Are there logical correlations? Yes. But these are usually found in the physical sciences, not in the social variety in which we operate as traders and investors.
It’s not that we can’t trade on such seeming correlations if they help, and they can at times, but when we do, without some modicum of cause and effect or deductive reasoning, can we have any confidence in our ability to know which of the price series in a particular correlation leads or follows? It seems many seers that have been showing up on CNBC do know exactly who is leading at any given point in time. Scary!
For example, if we said we sold stocks because the dollar was going up, why would the dollar stop going up and stocks stop going down? Meaning, if the dollar was leading then everyone in the market would likely keep buying dollars and selling stocks in a never-ending feedback loop, I think. But that doesn’t happen. It happens for segments of time (fractal maybe), but it can never be the underlying driver because logically it should never end, except when either stocks or the dollar go to zero, depending on who is leading.
So where does this leave us? I think it should leave us thinking about the fact that at some point this correlation will end for a very good reason. Thus, we can escape this maddening risk appetite vs. risk aversion world. For those who are new to this game, and only remember the dollar doing one way—down—as stocks and other asset classes have gone one way—up—it wasn’t always this way.
If you take a look at the dollar bull market (yes there really were a couple of those in the past since 1971) from last 1992 low through 2002, you can see that most of that time stocks (red line) and the dollar index (black line) moved together:
The logic behind this relationship was lots of hot money and foreign direct investment wanting to get involved in the tech market boom during those years—short-term portfolio flow targeting quick returns and long-term capital investment buying real assets. Based on current rationales, it is surprising America could have every survived—a weak dollar according to many learned economists of repute is the panacea for US progress—sadly! But I digress!
Will we use this correlation to our best advantage going forward? Absolutely, but with the understanding, which comes with betting big on correlations that have quickly broken down in the past and severely dented my rather already small personal wealth, the stock-dollar correlation could breakdown at any time, and we will only know the reasons with the gift of hindsight.
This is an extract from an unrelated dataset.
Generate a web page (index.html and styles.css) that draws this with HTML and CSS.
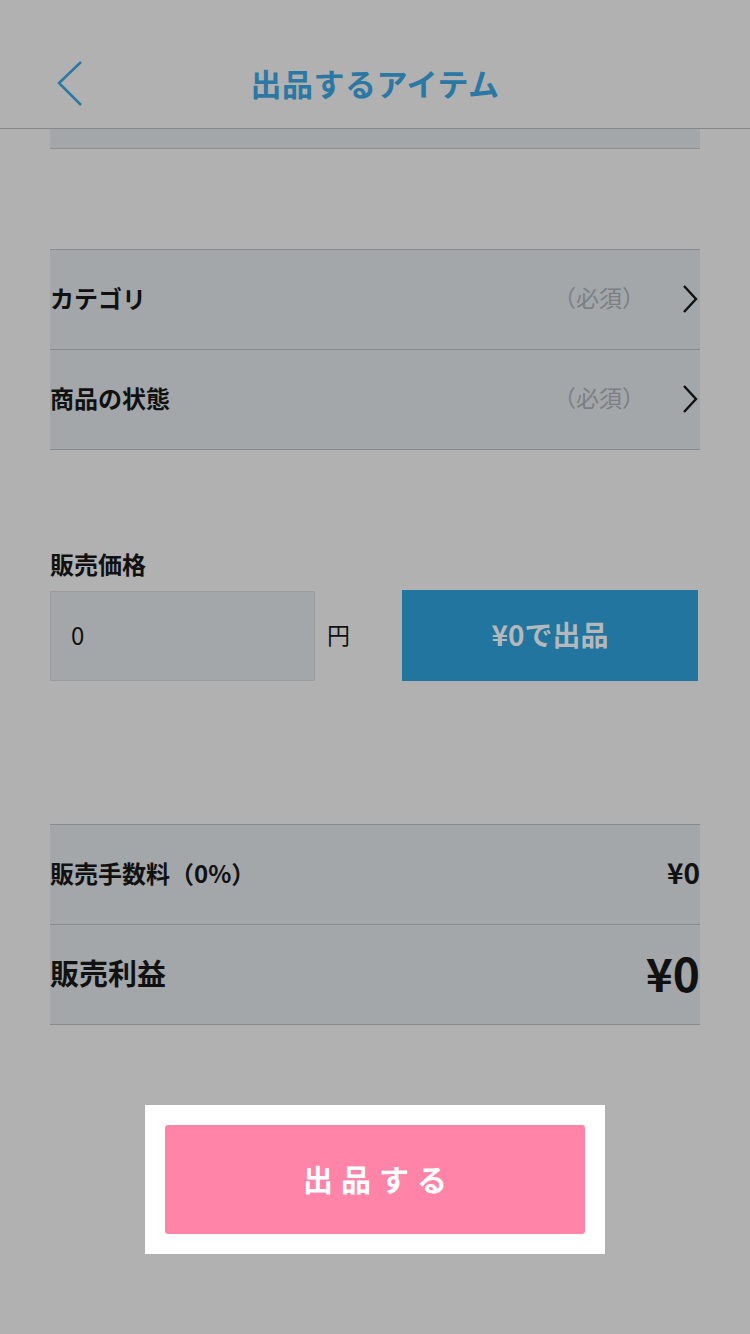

Unlikely when the gift of hindsight is bestowed upon us all it will deter the savvy traders on the afternoon CNBC trading show—the one with the ugly green background–from glibly declaring they knew it all along. Sometimes right but never in doubt are they. I on the other hand am sometimes right but always in doubt.
I think it was Soros who said all traders should be a bit paranoid all the time. Bingo!
Okay, so what is our prediction for a change in correlation? I laid that out in Monday’s Currency Currents in case you missed it, “A potential premise for a big time surprise.” The key word in the above sentence is “prediction,” even though I attempted the use of logic and reason.
Here we are, right back to the beginning. I guess all we can do is the best we can do, and find comfort in one of Mark Douglas’ confessions, I’m paraphrasing:
We don’t have to know what will happen next in the market to make money.
I feel better now. The dollar is down and, you guessed it, stocks are higher. And so it goes.